4-04-2008
Where does your heart dwell? Is it in compassion or contempt? I have been thinking about this for a long while now. I'd like to say that my heart resides only in the camp of compassion but that would be a lie. I try and try to remain in that camp until I see an alluring path or veer off out of lack of passion to where I don't want to be. Or at least I tell myself it's not where I want to be. Because few of us really get off on being so pissed at someone that we crack a back molar from clenching our teeth. Yet contempt strokes my selfish underbelly; lulling me into a drunken bliss. When I finally come around I find I've been moved into camp bitterness! Ah, this camp may seem comfortable like stepping out into the Arizona air. Stand there long though and a petrifying oven of air claims that camp sucking everything dry. It leaves nothing but brittle shells that turn to dust at the slightest stirring. So I run from that camp once I wake up. Contempt and Bitterness are tough camps to avoid. They have an exchange program and if you don't remove the visors that blind and the cords that bind then you will forever be prisoner to their machinations.
Early in my career I worked at a Home Health care organization. It was the first organization where I worked side by side with many alpha females. I worked hard and minded my own business; apparently I did not establish myself or my territory well. I was seen as a competitor that needed to be put in her place. The pecking order at the office did not follow the job rank so that was perplexing to navigate. Once I determined the most effective way to assert myself and did it; I suddenly had gushing alliances. It sickened me. The only way to have peace in that office was to publicly throw another under the bus. The more calloused heart the better. If I wanted peace; my underbelly stroked, it was obtained by their standards not by the higher road my heart wanted to follow. Welcome to camp bitterness! Knowing that would suck me dry I moved to nomad land. Within a year I was in a manager position over that posse.

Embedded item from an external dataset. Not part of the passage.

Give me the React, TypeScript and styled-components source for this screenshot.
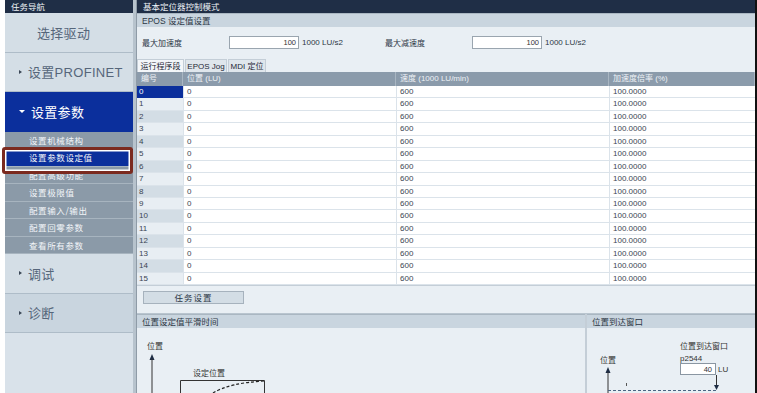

Unfortunately, compassion and polite petitions are ignored or often spit on by this world. Even those with the most enduring loving hearts don't have bent ears or opened eyes to those around them. Hence," the squeaky wheel is the one that gets greased"!
Revealing dream:
I'm leaving a parking lot with a trunk full of cooked food from an event. I'm contemplating where I'm going to store all this abundance? I see an obviously starving homeless man crossing the lot. My heart swells thinking well at least today he won't go hungry. As I scoop out the food onto a plate the eager homeless man keeps an eye on the spoon and dips the plate from either weakness or inattention so that the juices run off inside my trunk. No longer concerned with his needs my tongue lashes out in annoyance. How dare he? Can't he see the compassionate thing I am doing for him and show some respect for my property?
How quickly the heart flees from one camp to another! To remain in the camp of compassion by your own will power is a fruitless ambition. The heart is too wicked to obtain such self-control.
I, as well as everyone else, remain in the conflict of two natures. They are not hinged like joy and sorrow. Anyone can feel compassion without knowing contempt. Look at a child who cries for a hurt animal. Anyone can feel contempt without knowing compassion. Same child experiences a deep disdain for another child and does not know why. Sometimes compassion leads us to contempt rightly so! Only misplaced contempt or redeemed contempt can lead to compassion. I take peace in that knowing the conflict has existed since time began and the victory has been established but I mourn that so many of us, especially those enlightened ones refuse to examine where our hearts are residing today? Why are we feeling that way? Are we justified? There is a choice but we all too often forfeit it.